Al rescate de las abejas ha aparecido un inusitado escenario que es en parte fruto de la concienciación. Se trata de las ciudades, en donde las abejas empiezan a ser nuevos pobladores, como si buscaran refugio, del mismo modo que los humanos, en cada crisis agraria. La apicultura urbana es un fenómeno al alza y, por primera vez en España, se encuentra en fase de regularización.

También la ciencia ha despertado su interés por estos fascinantes insectos. “Queremos monitorizar colmenas en las ciudades para utilizar a las abejas como biosensores. Investigaremos qué les ocurre y por qué están en declive, pero, a la vez, nos darán información acerca de si habitamos espacios con calidad de vida, ya que son animales muy sensibles a la contaminación”, explica Josep Perelló, físico y uno de los padres del proyecto Abejas Urbanas.

El colectivo Open Systems une científicos, artistas y apicultores en una organización multidisciplinar inspirada en el buen hacer social de estos insectos. Han organizado la performance en la que Zack (del Centro para la Gastronomía Genómica) nos preguntaba sobre qué futuro esperábamos.

Por su parte, colectivos como Bee Barcelona están impulsado este fenómeno de intentar recuperar espacios urbanos para las abejas. “Esto empezó como algo muy hippie y ahora está atrayendo a gran parte del sector científico e institucional. Es el mundo al revés, porque las abejas pueden encontrar refugio en las ciudades al estar menos amenazadas por los pesticidas -opina Masha Zrncic-. No se trata de salvarlas en las ciudades: se trata de concienciar”, concluye.
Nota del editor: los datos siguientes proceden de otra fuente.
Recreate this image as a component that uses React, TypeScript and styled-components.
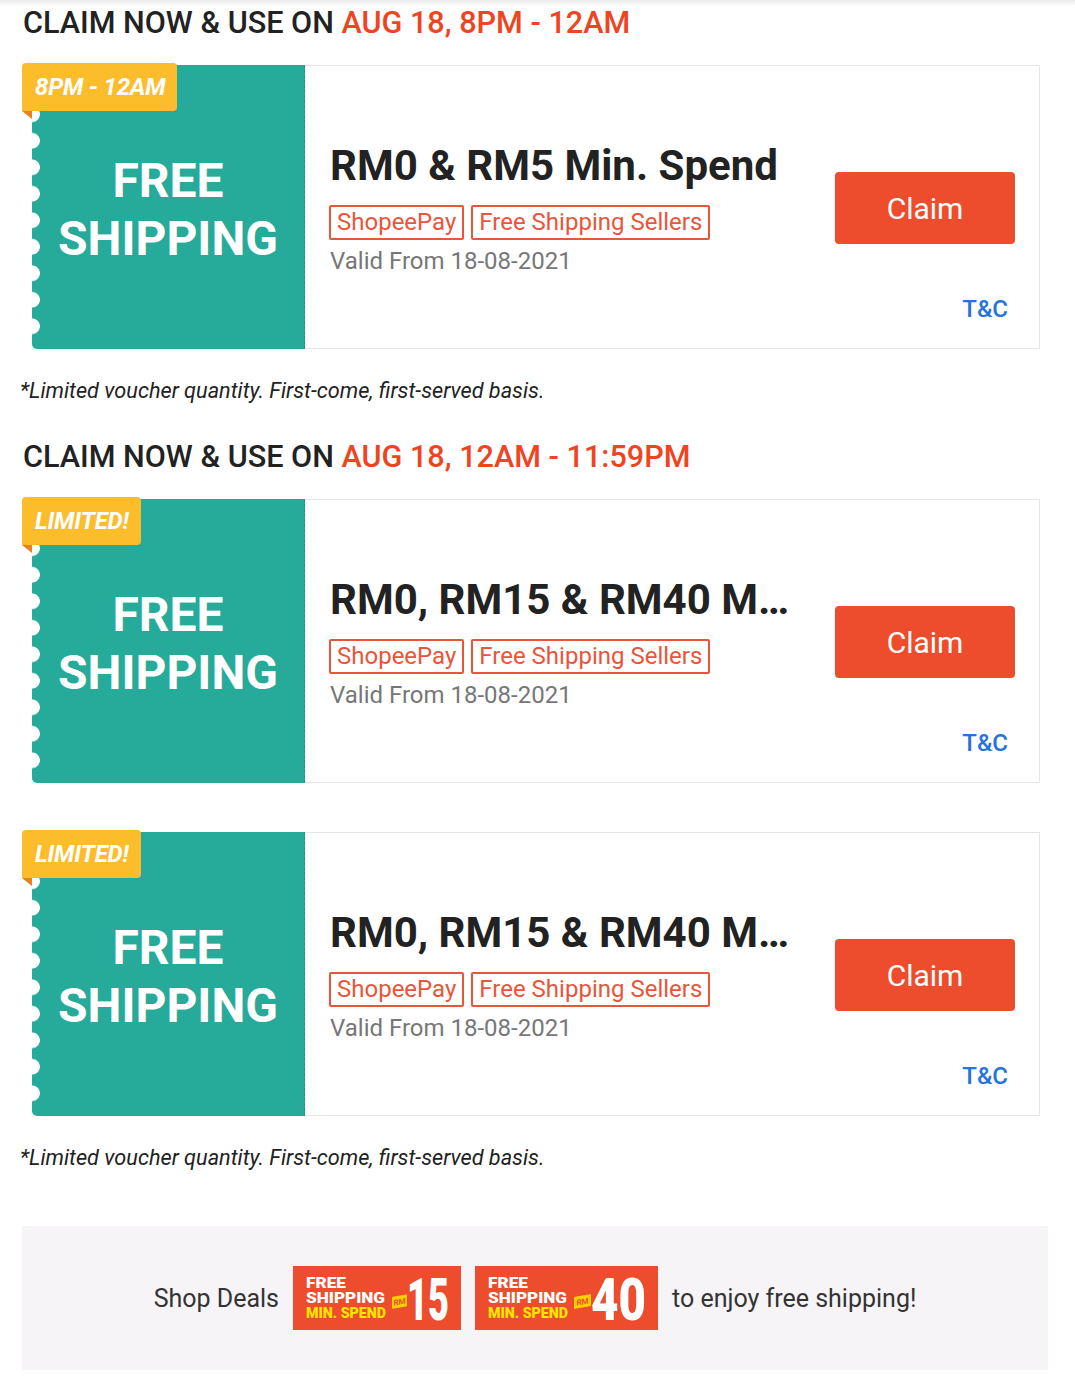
import React from "react";
import styled, { createGlobalStyle } from "styled-components";

const GlobalStyle = createGlobalStyle`
  html, body { margin: 0; padding: 0; background: #fff; }
  body {
    font-family: Roboto, "Noto Sans", "Liberation Sans", sans-serif;
    -webkit-font-smoothing: antialiased;
  }
  * { box-sizing: border-box; }
`;

const Page = styled.div`
  width: 1075px;
  min-height: 1384px;
  padding: 2px 27px 0 20px;
  background: linear-gradient(to bottom, #e9e9e9 0, #ffffff 6px) no-repeat;
`;

const SectionTitle = styled.h2<{ $top?: number }>`
  margin: ${(p) => p.$top ?? 0}px 0 21px 3px;
  font-size: 30.6px;
  font-weight: 500;
  line-height: 42px;
  color: #222;
  white-space: nowrap;
`;

const Highlight = styled.span`
  color: #f0441f;
`;

const CardStack = styled.div`
  display: flex;
  flex-direction: column;
  gap: 49px;
`;

const Card = styled.div`
  position: relative;
  display: flex;
  margin-left: 12px;
  width: 1008px;
  height: 284px;
`;

const Ticket = styled.div`
  position: relative;
  flex: 0 0 273px;
  background: #26aa99;
  border-radius: 0 0 0 5px;
  border-right: 1px dashed rgba(0, 0, 0, 0.14);
  display: flex;
  align-items: center;
  justify-content: center;
  padding-top: 6px;

  &::before {
    content: "";
    position: absolute;
    left: 0;
    top: 0;
    bottom: 12px;
    width: 9px;
    background: radial-gradient(circle at 0 50%, #fff 0 7.5px, rgba(255, 255, 255, 0) 8.2px) 0 36px / 9px 26.5px repeat-y;
  }
`;

const TicketText = styled.div`
  color: #fff;
  font-size: 48px;
  font-weight: 700;
  line-height: 58px;
  text-align: center;
`;

const Badge = styled.div`
  position: absolute;
  left: -10px;
  top: -2px;
  height: 48px;
  padding: 0 12px 0 13px;
  display: flex;
  align-items: center;
  background: #fcbd2d;
  border-radius: 4px 4px 4px 0;
  color: #fff;
  font-size: 24px;
  font-weight: 700;
  font-style: italic;
  letter-spacing: -0.2px;
  z-index: 2;

  &::after {
    content: "";
    position: absolute;
    left: 0;
    top: 100%;
    width: 0;
    height: 0;
    border-top: 8px solid #e8821c;
    border-left: 10px solid transparent;
  }
`;

const Body = styled.div`
  position: relative;
  flex: 1;
  display: flex;
  align-items: center;
  justify-content: space-between;
  padding: 2px 24px 0 25px;
  border: 1px solid #e6e6e6;
  border-left: none;
  background: #fff;
`;

const Info = styled.div`
  width: 462px;
  min-width: 0;
  display: flex;
  flex-direction: column;
  align-items: flex-start;
`;

const Title = styled.div`
  max-width: 100%;
  font-size: 42px;
  font-weight: 700;
  line-height: 50px;
  color: #222;
  white-space: nowrap;
  overflow: hidden;
  text-overflow: ellipsis;
`;

const TagRow = styled.div`
  display: flex;
  gap: 7px;
  margin-top: 14px;
  margin-left: -1px;
`;

const Tag = styled.span`
  border: 2px solid #e9553a;
  border-radius: 2px;
  padding: 0 6px;
  font-size: 24px;
  line-height: 31px;
  color: #e9553a;
  white-space: nowrap;
`;

const Valid = styled.div`
  margin-top: 6px;
  font-size: 24px;
  line-height: 30px;
  color: #777;
`;

const ClaimButton = styled.button`
  width: 180px;
  height: 72px;
  border: none;
  border-radius: 4px;
  background: #ee4d2d;
  color: #fff;
  font-family: inherit;
  font-size: 30px;
  font-weight: 400;
  cursor: pointer;
`;

const Terms = styled.a`
  position: absolute;
  right: 31px;
  bottom: 24px;
  font-size: 24px;
  font-weight: 500;
  line-height: 30px;
  color: #2673dd;
  text-decoration: none;
`;

const Note = styled.p`
  margin: 30px 0 0 0;
  font-size: 21.7px;
  font-style: italic;
  line-height: 24px;
  color: #222;
  white-space: nowrap;
`;

const Banner = styled.div`
  margin: 56px 0 0 2px;
  width: 1026px;
  height: 144px;
  background: #f6f4f7;
  display: flex;
  align-items: center;
  justify-content: center;
  gap: 14px;
`;

const BannerText = styled.span`
  font-size: 25px;
  color: #333;
  white-space: nowrap;
`;

type Voucher = {
  badge: string;
  title: string;
};

const VoucherCard = ({ badge, title }: Voucher) => (
  <Card>
    <Ticket>
      <Badge>{badge}</Badge>
      <TicketText>
        FREE
        <br />
        SHIPPING
      </TicketText>
    </Ticket>
    <Body>
      <Info>
        <Title>{title}</Title>
        <TagRow>
          <Tag>ShopeePay</Tag>
          <Tag>Free Shipping Sellers</Tag>
        </TagRow>
        <Valid>Valid From 18-08-2021</Valid>
      </Info>
      <ClaimButton>Claim</ClaimButton>
      <Terms>T&amp;C</Terms>
    </Body>
  </Card>
);

type DealProps = {
  width: number;
  amount: string;
  rmX: number;
  rmW: number;
  numX: number;
  numW: number;
};

const DealBadge = ({ width, amount, rmX, rmW, numX, numW }: DealProps) => (
  <svg width={width} height={64} viewBox={`0 0 ${width} 64`} style={{ display: "block" }}>
    <rect x="0" y="0" width={width} height="64" fill="#ee4d2d" />
    <g fontFamily="Roboto, 'Open Sans', sans-serif" fontWeight={900} fontSize={14}>
      <text x="13" y="21.5" fill="#fff" textLength={40} lengthAdjust="spacingAndGlyphs">FREE</text>
      <text x="13" y="36.5" fill="#fff" textLength={79} lengthAdjust="spacingAndGlyphs">SHIPPING</text>
      <text x="13" y="51.5" fill="#ffe400" textLength={80} lengthAdjust="spacingAndGlyphs">MIN. SPEND</text>
    </g>
    <g transform={`translate(${rmX} 31) skewY(-10)`}>
      <rect x="0" y="0" width={rmW} height="12" rx="1" fill="#ffd000" />
      <text
        x={rmW / 2}
        y="9"
        fill="#ee4d2d"
        fontFamily="Roboto, sans-serif"
        fontWeight={700}
        fontSize={8}
        textAnchor="middle"
      >
        RM
      </text>
    </g>
    <text
      x={numX}
      y="54"
      fill="#fff"
      fontFamily="Roboto, sans-serif"
      fontWeight={900}
      fontSize={60}
      textLength={numW}
      lengthAdjust="spacingAndGlyphs"
    >
      {amount}
    </text>
  </svg>
);

export default function App() {
  return (
    <>
      <GlobalStyle />
      <Page>
        <SectionTitle>
          CLAIM NOW &amp; USE ON <Highlight>AUG 18, 8PM - 12AM</Highlight>
        </SectionTitle>
        <VoucherCard badge="8PM - 12AM" title="RM0 & RM5 Min. Spend" />
        <Note>*Limited voucher quantity. First-come, first-served basis.</Note>

        <SectionTitle $top={33}>
          CLAIM NOW &amp; USE ON <Highlight>AUG 18, 12AM - 11:59PM</Highlight>
        </SectionTitle>
        <CardStack>
          <VoucherCard badge="LIMITED!" title="RM0, RM15 & RM40 Min. Spend" />
          <VoucherCard badge="LIMITED!" title="RM0, RM15 & RM40 Min. Spend" />
        </CardStack>
        <Note>*Limited voucher quantity. First-come, first-served basis.</Note>

        <Banner>
          <BannerText>Shop Deals</BannerText>
          <DealBadge width={168} amount="15" rmX={99} rmW={15} numX={114} numW={42} />
          <DealBadge width={183} amount="40" rmX={99} rmW={17} numX={116} numW={55} />
          <BannerText>to enjoy free shipping!</BannerText>
        </Banner>
      </Page>
    </>
  );
}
Querida obrera, zángano o reina... quizá a estas alturas de la crónica crea que la ciencia, los apicultores, artistas, cocineros, y organismos internacionales exageran. Diga que las abejas nos importan un pepino; hortaliza que desaparecería sin su cooperación. Alegue que hay que tener un par de nísperos para soltar estos vaticinios; no quedarían cítricos. Y ahora que está a punto de fumigar su plantita, piense en el aleteo de la mariposa y en el tormentón que puede estar generando.